Task data —
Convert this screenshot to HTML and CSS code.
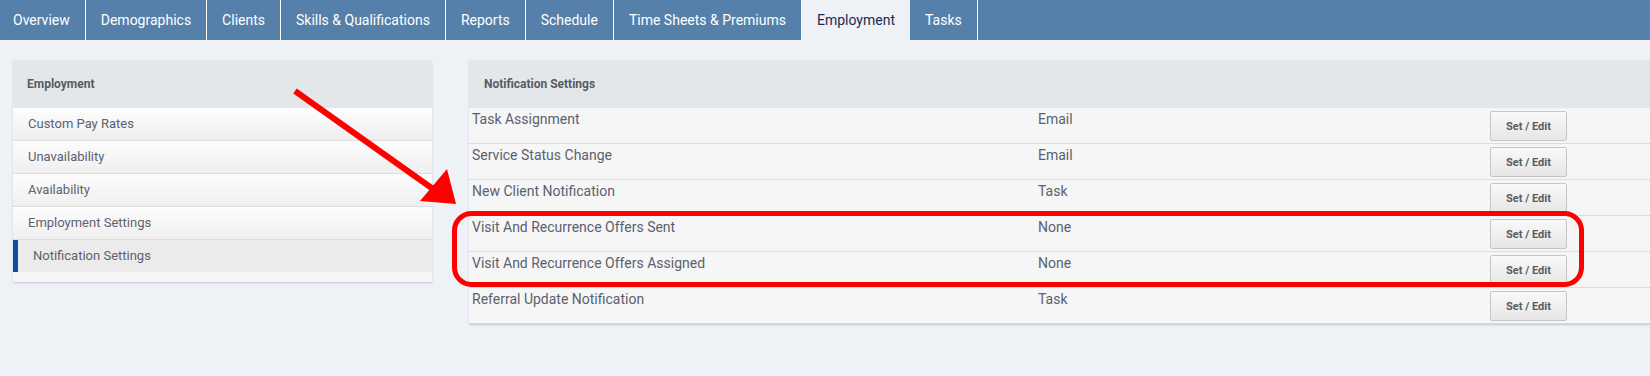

---

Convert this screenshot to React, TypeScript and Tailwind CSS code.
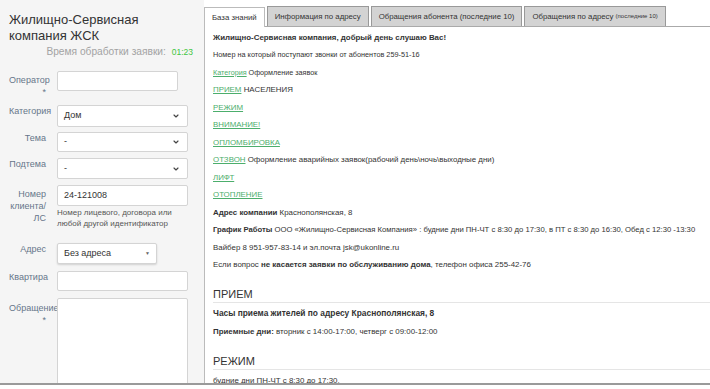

--

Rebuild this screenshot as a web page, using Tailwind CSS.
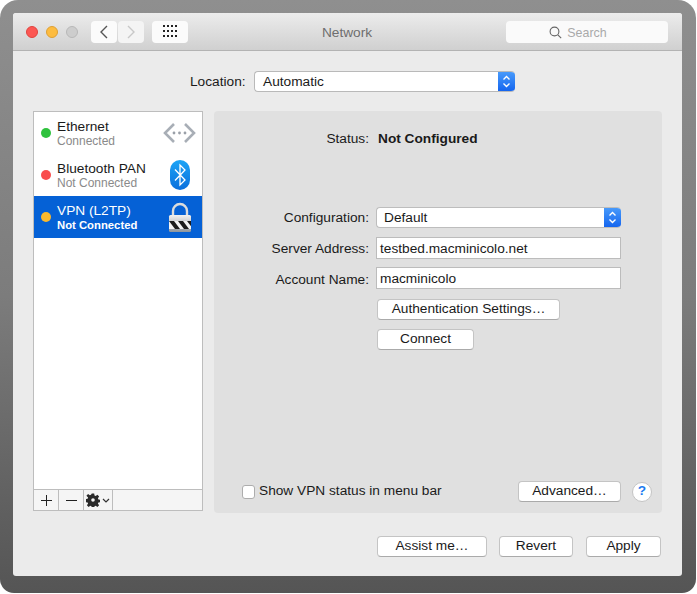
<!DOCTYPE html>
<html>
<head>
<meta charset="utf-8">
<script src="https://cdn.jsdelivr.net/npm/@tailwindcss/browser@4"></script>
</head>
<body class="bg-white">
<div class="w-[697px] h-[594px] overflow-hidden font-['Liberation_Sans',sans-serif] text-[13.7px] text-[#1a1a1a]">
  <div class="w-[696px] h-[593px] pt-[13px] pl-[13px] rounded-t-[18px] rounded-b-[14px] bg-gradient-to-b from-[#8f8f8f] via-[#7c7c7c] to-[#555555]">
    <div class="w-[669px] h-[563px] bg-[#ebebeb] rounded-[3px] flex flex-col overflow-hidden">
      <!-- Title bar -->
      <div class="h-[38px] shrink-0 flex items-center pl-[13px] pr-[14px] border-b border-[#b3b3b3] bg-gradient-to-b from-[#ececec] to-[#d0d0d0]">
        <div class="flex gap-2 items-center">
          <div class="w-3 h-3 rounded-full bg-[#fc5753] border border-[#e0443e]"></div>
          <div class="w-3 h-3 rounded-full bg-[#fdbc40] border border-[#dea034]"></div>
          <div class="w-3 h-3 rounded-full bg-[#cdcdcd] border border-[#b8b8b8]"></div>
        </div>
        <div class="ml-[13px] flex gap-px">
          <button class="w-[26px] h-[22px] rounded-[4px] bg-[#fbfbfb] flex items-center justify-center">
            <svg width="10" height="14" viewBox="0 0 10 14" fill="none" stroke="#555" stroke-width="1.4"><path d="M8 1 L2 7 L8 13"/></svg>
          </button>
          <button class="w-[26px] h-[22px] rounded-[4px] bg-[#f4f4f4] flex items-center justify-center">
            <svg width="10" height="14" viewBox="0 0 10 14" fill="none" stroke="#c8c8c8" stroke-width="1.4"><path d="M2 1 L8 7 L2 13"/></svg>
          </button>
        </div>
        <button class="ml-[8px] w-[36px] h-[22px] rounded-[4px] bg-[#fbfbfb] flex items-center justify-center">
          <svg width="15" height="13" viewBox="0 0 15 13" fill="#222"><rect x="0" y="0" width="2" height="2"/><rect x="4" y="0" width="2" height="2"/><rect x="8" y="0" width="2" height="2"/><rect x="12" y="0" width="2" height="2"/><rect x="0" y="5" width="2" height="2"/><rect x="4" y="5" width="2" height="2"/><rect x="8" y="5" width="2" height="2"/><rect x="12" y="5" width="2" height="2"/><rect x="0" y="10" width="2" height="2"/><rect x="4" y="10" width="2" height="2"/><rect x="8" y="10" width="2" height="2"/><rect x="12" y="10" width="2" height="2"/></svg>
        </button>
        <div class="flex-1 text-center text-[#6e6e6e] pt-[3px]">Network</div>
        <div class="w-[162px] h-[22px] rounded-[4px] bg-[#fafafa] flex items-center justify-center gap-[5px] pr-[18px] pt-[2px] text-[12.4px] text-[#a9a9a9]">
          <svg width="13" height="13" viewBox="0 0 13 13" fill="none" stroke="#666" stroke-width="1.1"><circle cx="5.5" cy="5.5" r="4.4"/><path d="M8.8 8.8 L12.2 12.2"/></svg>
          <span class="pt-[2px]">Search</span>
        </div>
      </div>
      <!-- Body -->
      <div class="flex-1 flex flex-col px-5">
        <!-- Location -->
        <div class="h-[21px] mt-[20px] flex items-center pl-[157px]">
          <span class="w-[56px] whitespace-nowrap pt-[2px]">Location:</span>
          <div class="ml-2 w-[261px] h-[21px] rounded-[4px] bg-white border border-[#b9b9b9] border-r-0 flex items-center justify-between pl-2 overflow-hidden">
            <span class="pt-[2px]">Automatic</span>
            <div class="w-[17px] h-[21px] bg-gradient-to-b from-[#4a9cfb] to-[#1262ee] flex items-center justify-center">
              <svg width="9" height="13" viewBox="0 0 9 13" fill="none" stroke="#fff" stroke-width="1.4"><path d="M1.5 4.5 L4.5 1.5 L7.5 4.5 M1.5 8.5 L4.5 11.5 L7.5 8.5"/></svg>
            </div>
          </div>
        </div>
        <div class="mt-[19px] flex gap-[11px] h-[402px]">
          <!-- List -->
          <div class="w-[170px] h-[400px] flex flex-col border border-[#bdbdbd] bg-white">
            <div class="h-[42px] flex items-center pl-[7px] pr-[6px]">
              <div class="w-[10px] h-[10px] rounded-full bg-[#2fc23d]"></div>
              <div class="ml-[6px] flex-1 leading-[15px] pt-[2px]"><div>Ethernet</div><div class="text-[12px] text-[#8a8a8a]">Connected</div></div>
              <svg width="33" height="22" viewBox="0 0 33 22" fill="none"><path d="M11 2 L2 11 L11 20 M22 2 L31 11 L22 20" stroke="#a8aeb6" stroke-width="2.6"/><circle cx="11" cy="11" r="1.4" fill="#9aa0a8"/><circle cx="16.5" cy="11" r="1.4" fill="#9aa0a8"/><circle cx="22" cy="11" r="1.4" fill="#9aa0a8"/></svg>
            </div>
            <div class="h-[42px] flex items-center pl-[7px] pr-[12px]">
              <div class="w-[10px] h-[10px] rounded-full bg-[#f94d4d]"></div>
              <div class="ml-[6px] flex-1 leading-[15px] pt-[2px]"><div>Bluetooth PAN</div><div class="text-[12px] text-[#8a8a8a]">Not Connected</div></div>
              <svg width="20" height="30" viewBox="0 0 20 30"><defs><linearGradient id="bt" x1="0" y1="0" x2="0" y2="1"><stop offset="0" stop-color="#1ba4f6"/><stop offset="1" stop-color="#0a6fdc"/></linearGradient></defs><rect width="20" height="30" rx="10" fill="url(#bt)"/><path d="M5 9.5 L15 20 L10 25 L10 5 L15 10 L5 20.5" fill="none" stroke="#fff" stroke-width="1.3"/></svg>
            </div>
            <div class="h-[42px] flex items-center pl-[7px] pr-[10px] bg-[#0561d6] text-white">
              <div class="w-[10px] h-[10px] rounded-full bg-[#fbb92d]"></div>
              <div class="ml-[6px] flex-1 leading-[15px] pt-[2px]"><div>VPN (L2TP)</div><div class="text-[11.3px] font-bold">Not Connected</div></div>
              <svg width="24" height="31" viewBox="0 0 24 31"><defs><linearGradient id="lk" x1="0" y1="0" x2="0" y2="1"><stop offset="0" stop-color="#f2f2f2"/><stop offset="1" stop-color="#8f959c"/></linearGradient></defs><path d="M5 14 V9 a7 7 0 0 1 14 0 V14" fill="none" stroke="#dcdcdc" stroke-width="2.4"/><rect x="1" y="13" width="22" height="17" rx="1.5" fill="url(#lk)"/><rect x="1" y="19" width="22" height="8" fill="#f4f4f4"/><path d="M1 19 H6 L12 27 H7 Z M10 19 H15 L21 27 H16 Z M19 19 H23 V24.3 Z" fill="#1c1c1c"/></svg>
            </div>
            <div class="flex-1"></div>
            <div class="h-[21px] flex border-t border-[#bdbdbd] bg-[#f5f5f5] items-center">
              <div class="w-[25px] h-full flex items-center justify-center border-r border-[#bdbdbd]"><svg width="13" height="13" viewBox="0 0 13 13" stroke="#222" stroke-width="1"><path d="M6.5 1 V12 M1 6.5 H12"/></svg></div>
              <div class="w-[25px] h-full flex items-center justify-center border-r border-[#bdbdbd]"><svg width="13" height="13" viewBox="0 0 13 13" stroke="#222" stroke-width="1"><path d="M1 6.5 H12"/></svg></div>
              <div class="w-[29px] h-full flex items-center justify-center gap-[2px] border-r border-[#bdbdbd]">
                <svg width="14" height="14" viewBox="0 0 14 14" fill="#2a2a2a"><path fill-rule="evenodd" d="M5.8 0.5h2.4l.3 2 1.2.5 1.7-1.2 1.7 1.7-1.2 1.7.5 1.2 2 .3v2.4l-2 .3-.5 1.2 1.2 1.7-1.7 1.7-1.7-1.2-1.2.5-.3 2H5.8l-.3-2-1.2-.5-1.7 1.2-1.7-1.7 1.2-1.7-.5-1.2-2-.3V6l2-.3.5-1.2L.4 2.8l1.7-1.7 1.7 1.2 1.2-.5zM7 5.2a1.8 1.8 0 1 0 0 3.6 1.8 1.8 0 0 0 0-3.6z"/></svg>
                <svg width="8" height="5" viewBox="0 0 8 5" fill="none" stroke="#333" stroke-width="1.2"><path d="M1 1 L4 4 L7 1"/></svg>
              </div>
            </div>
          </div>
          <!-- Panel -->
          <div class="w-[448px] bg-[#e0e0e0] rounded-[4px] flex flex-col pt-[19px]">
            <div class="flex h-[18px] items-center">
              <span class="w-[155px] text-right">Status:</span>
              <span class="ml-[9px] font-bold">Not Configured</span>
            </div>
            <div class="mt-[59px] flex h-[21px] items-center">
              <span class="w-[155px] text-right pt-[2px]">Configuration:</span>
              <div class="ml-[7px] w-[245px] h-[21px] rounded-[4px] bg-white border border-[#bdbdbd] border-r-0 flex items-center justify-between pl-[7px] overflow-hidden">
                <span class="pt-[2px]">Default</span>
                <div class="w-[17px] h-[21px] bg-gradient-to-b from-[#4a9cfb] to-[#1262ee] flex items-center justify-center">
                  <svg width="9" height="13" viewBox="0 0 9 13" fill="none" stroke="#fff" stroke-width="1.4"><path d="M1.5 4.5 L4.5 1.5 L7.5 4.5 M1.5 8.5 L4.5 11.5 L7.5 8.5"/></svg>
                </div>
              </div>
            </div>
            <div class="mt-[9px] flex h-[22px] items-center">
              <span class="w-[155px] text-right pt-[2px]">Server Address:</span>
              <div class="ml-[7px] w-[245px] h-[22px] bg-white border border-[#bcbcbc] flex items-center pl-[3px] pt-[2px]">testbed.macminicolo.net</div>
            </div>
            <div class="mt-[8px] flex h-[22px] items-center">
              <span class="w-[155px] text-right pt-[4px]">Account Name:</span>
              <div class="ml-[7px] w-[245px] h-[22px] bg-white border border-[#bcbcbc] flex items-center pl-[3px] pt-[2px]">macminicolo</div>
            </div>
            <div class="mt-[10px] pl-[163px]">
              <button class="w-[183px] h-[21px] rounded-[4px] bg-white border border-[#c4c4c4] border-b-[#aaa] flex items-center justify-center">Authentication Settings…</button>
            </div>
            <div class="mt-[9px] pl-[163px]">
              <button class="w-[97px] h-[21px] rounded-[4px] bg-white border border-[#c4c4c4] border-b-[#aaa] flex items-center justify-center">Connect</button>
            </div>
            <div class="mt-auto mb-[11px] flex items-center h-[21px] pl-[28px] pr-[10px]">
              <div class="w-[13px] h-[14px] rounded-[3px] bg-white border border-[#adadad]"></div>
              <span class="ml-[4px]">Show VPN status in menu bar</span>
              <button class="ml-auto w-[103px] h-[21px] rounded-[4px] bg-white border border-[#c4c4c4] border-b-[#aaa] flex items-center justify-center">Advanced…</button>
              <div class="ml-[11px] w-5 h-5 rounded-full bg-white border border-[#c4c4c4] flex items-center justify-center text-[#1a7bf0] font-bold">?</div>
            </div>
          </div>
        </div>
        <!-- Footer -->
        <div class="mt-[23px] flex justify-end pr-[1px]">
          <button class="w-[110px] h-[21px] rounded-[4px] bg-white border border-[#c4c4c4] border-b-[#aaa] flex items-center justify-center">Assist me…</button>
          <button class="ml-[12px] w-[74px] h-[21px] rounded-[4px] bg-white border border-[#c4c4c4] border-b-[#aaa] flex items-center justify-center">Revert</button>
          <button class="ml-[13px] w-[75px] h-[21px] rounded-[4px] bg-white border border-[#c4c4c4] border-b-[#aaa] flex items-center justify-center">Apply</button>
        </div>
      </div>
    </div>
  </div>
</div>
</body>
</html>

Stated task —
Read through the lines above and collect those that contain the string "this".

Task solution —
Convert this screenshot to HTML and CSS code.
Convert this screenshot to React, TypeScript and Tailwind CSS code.
Rebuild this screenshot as a web page, using Tailwind CSS.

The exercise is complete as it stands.